Because of these additional costs, freelancers often charge 1.5 to 2 times the equivalent employed hourly rate - sometimes more in high-demand fields. The calculator can help you find your employed-equivalent rate as a starting point for setting your freelance pricing.
Why Results May Differ Between Calculators
If you have used other salary-to-hourly calculators and gotten different results, the most common reasons are:
Different hours assumptions. Some calculators assume 40 hours per week, others assume 37.5 or 38. Some assume 52 paid weeks, others subtract vacation weeks. These differences can change your hourly rate by 5-15%.
Gross vs net confusion. Some calculators show gross results, others attempt to estimate net pay after taxes. Make sure you are comparing like with like.
13th-month pay. In some countries (Philippines, Italy, parts of Latin America), annual compensation legally includes a mandatory 13th or 14th month bonus.

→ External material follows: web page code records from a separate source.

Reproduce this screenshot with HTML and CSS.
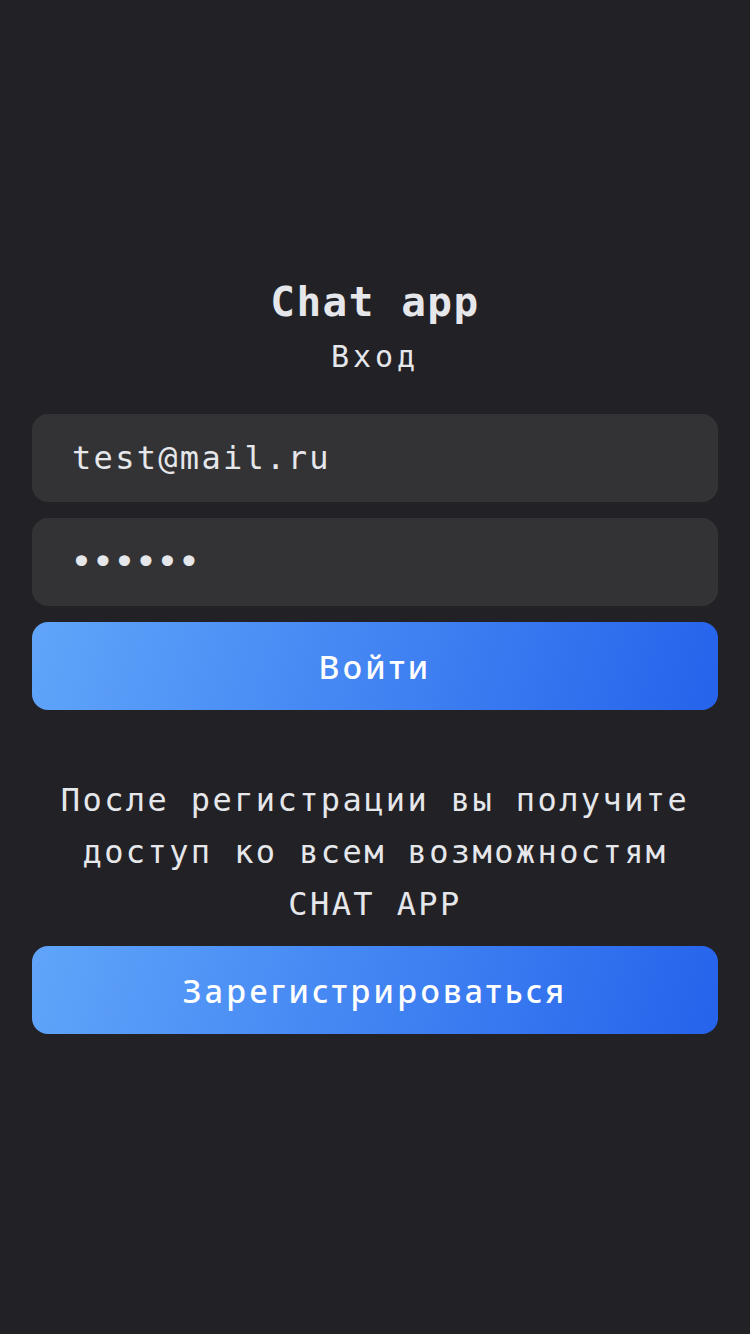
FILE: index.html
```html
<!DOCTYPE html>
<html lang="ru">
<head>
<meta charset="utf-8">
<title>Chat app — Вход</title>
<link rel="stylesheet" href="styles.css">
</head>
<body>
<main class="page">
  <header class="head">
    <h1 class="title">Chat app</h1>
    <h2 class="subtitle">Вход</h2>
  </header>
  <form class="form">
    <input class="field" type="email" value="test@mail.ru">
    <input class="field field-pass" type="password" value="123456">
    <button class="btn" type="button">Войти</button>
  </form>
  <p class="note">После регистрации вы получите доступ ко всем возможностям CHAT APP</p>
  <button class="btn" type="button">Зарегистрироваться</button>
</main>
</body>
</html>
```
FILE: styles.css
```css
html, body {
  margin: 0;
  padding: 0;
  background: #222126;
  height: 100%;
}
body {
  font-family: "DejaVu Sans Mono", "Liberation Mono", monospace;
  color: #e5e7eb;
}
.page {
  display: flex;
  flex-direction: column;
  padding: 276px 32px 0;
  box-sizing: border-box;
}
.head {
  display: flex;
  flex-direction: column;
  align-items: center;
  gap: 9px;
  margin-bottom: 37px;
}
.title {
  margin: 0;
  font-size: 41px;
  line-height: 52px;
  font-weight: 700;
  letter-spacing: 1.5px;
}
.subtitle {
  margin: 0;
  font-size: 30px;
  line-height: 40px;
  font-weight: 400;
  letter-spacing: 4px;
}
.form {
  display: flex;
  flex-direction: column;
  gap: 16px;
}
.field {
  display: block;
  width: 100%;
  box-sizing: border-box;
  height: 88px;
  border: 0;
  border-radius: 16px;
  background: #333335;
  color: #e5e7eb;
  padding: 0 40px;
  font-family: "DejaVu Sans Mono", "Liberation Mono", monospace;
  font-size: 32px;
  letter-spacing: 2.3px;
  outline: none;
}
.field-pass {
  font-size: 38px;
  letter-spacing: -1.4px;
  padding-left: 38px;
}
.btn {
  display: block;
  width: 100%;
  height: 88px;
  border: 0;
  border-radius: 16px;
  background: linear-gradient(105deg, #60a5fa, #2563eb);
  color: #ffffff;
  font-family: "Noto Sans", "Open Sans", sans-serif;
  font-size: 32px;
  font-weight: 500;
  letter-spacing: 3.4px;
  padding: 0;
}
.note {
  margin: 64px 0 16px;
  text-align: center;
  font-size: 32px;
  line-height: 52px;
  letter-spacing: 2.4px;
  padding: 0 10px;
}
```
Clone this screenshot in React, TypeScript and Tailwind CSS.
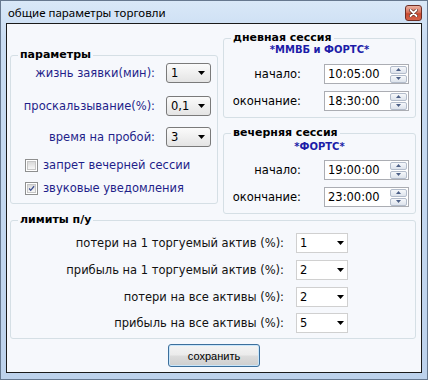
import type { ReactNode } from 'react';

const Arrow = () => (
  <svg width="7" height="4" viewBox="0 0 7 4">
    <path d="M0 0h7L3.5 4z" fill="#000" />
  </svg>
);

function Group({ title, className = '', children }: { title: string; className?: string; children: ReactNode }) {
  return (
    <fieldset className={`rounded-[3px] border border-[#d5dfe5] ${className}`}>
      <legend className="ml-[7px] px-[2px] text-[11px] leading-[14px] font-bold text-black">{title}</legend>
      {children}
    </fieldset>
  );
}

function ParamRow({ label, value, className = '' }: { label: string; value: string; className?: string }) {
  return (
    <div className={`flex items-center justify-end ${className}`}>
      <span className="text-[#1f1f8a]">{label}</span>
      <div className="ml-[11px] flex h-[20px] w-[45px] items-center justify-between rounded-[3px] border border-[#7a7a7a] bg-[linear-gradient(#fbfbfb,#e4e4e4)] pl-[4px] pr-[5px] text-black">
        <span>{value}</span>
        <Arrow />
      </div>
    </div>
  );
}

function Check({ label, checked, className = '' }: { label: string; checked?: boolean; className?: string }) {
  return (
    <div className={`ml-[14px] flex h-[16px] items-center ${className}`}>
      <div className="flex h-[13px] w-[13px] items-center justify-center border border-[#8e8f8f] bg-white">
        <div className="flex h-[9px] w-[9px] items-center justify-center border border-[#c6c6c6] bg-[linear-gradient(#d9d9d9,#f7f7f7)]">
          {checked && (
            <svg width="9" height="9" viewBox="0 0 9 9">
              <path d="M1.5 4.5l2 2.3L7.8 1.6" stroke="#3b4d8f" strokeWidth="1.6" fill="none" />
            </svg>
          )}
        </div>
      </div>
      <span className="ml-[5px] text-[#1f1f8a]">{label}</span>
    </div>
  );
}

function TimeRow({ label, value, className = '' }: { label: string; value: string; className?: string }) {
  return (
    <div className={`flex items-center justify-end pr-[6px] ${className}`}>
      <span className="text-black">{label}</span>
      <div className="ml-[23px] flex h-[20px] w-[85px] items-center justify-between border border-[#abadb3] bg-white pl-[3px] pr-[1px]">
        <span className="text-black">{value}</span>
        <div className="flex flex-col gap-[1px]">
          <div className="flex h-[8px] w-[17px] items-center justify-center rounded-[2px] border border-[#b3bccb] bg-[linear-gradient(#f6f8fb,#dde3ec)]">
            <svg width="5" height="3" viewBox="0 0 5 3"><path d="M0 3h5L2.5 0z" fill="#4c5f86" /></svg>
          </div>
          <div className="flex h-[8px] w-[17px] items-center justify-center rounded-[2px] border border-[#b3bccb] bg-[linear-gradient(#f6f8fb,#dde3ec)]">
            <svg width="5" height="3" viewBox="0 0 5 3"><path d="M0 0h5L2.5 3z" fill="#4c5f86" /></svg>
          </div>
        </div>
      </div>
    </div>
  );
}

function LimitRow({ label, value, className = '' }: { label: string; value: string; className?: string }) {
  return (
    <div className={`flex items-center justify-end pr-[67px] ${className}`}>
      <span className="text-[#111]">{label}</span>
      <div className="ml-[12px] flex h-[20px] w-[52px] items-center justify-between border border-[#d0d0d0] bg-white pl-[3px] pr-[3px] text-black">
        <span>{value}</span>
        <Arrow />
      </div>
    </div>
  );
}

export default function App() {
  return (
    <div className="flex h-[380px] w-[428px] flex-col border border-[#66788f] bg-[linear-gradient(#d9e8f8_0%,#c9dcf2_10%,#bdd2ec_100%)] px-[5px] pb-[6px] font-['DejaVu_Sans',sans-serif] text-[11.5px] leading-[14px]">
      {/* title bar */}
      <div className="flex h-[22px] items-start justify-between">
        <span className="ml-[2px] mt-[5px] font-['Noto_Sans',sans-serif] text-[11.5px] leading-[14px] text-black">
          общие параметры торговли
        </span>
        <div className="mt-[4px] flex h-[16px] w-[17px] items-center justify-center rounded-[3px] border border-[#6e2e25] bg-[linear-gradient(#eab0a0_0%,#d9735d_45%,#c94a30_55%,#d4624a_100%)]">
          <svg width="9" height="8" viewBox="0 0 9 8">
            <path d="M1.5 1l6 6M7.5 1l-6 6" stroke="#5a2a22" strokeWidth="3.2" strokeLinecap="round" />
            <path d="M1.5 1l6 6M7.5 1l-6 6" stroke="#fff" strokeWidth="1.8" strokeLinecap="round" />
          </svg>
        </div>
      </div>

      {/* client area */}
      <div className="flex h-[350px] flex-col border border-[#1a1a1a] bg-[#f6f8fc] pl-[3px] pr-[5px]">
        <div className="flex items-start gap-[5px] pt-[7px]">
          <Group title="параметры" className="mt-[17px] w-[208px] pb-[7px] pr-[6px]">
            <div className="pt-[1px]">
              <ParamRow label="жизнь заявки(мин):" value="1" />
              <ParamRow label="проскальзывание(%):" value="0,1" className="mt-[13px]" />
              <ParamRow label="время на пробой:" value="3" className="mt-[11px]" />
            </div>
            <Check label="запрет вечерней сессии" className="mt-[10px]" />
            <Check label="звуковые уведомления" checked className="mt-[7px]" />
          </Group>

          <div className="flex flex-1 flex-col">
            <Group title="дневная сессия" className="pb-[6px]">
              <div className="-mt-[1px] text-center text-[10px] leading-[12px] font-bold text-[#1c1ca8]">*ММВБ и ФОРТС*</div>
              <TimeRow label="начало:" value="10:05:00" className="mt-[8px]" />
              <TimeRow label="окончание:" value="18:30:00" className="mt-[7px]" />
            </Group>
            <Group title="вечерняя сессия" className="mt-[8px] pb-[6px]">
              <div className="mt-[1px] text-center text-[10px] leading-[12px] font-bold text-[#1c1ca8]">*ФОРТС*</div>
              <TimeRow label="начало:" value="19:00:00" className="mt-[7px]" />
              <TimeRow label="окончание:" value="23:00:00" className="mt-[7px]" />
            </Group>
          </div>
        </div>

        <Group title="лимиты п/у" className="-mt-[1px] pb-[5px]">
          <div className="pt-[6px]">
            <LimitRow label="потери на 1 торгуемый актив (%):" value="1" />
            <LimitRow label="прибыль на 1 торгуемый актив (%):" value="2" className="mt-[7px]" />
            <LimitRow label="потери на все активы (%):" value="2" className="mt-[7px]" />
            <LimitRow label="прибыль на все активы (%):" value="5" className="mt-[6px]" />
          </div>
        </Group>

        <div className="mt-[5px] flex justify-center pl-[2px]">
          <button className="h-[23px] w-[92px] rounded-[3px] border border-[#3c6f9c] bg-[linear-gradient(#f4f4f4_0%,#ebebeb_48%,#dcdcdc_52%,#cfcfcf_100%)] font-['Liberation_Sans',sans-serif] text-[11px] leading-[14px] text-black shadow-[inset_0_0_0_1px_#c9e6fb]">
            сохранить
          </button>
        </div>
      </div>
    </div>
  );
}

A standard annual-to-hourly conversion may not account for this.
Overtime rates. This calculator shows straight-time hourly rates only. It does not calculate overtime premiums (typically 1.5x or 2x in many jurisdictions).
How to Use Your Hourly Rate
Comparing job offers. Two jobs may quote different salary periods - one annual, one monthly. Converting both to hourly rates makes comparison instant and precise, especially if the working hours differ.
Negotiating a raise. Knowing your current hourly rate puts a concrete number on what your time is worth. It makes the conversation specific rather than abstract.
Pricing freelance work. Use your employed-equivalent hourly rate as a baseline, then factor in the additional costs of self-employment to set a sustainable freelance rate.
Evaluating part-time options. If you are considering reducing hours, your hourly rate tells you exactly what each hour is worth - making the financial impact of the change clear.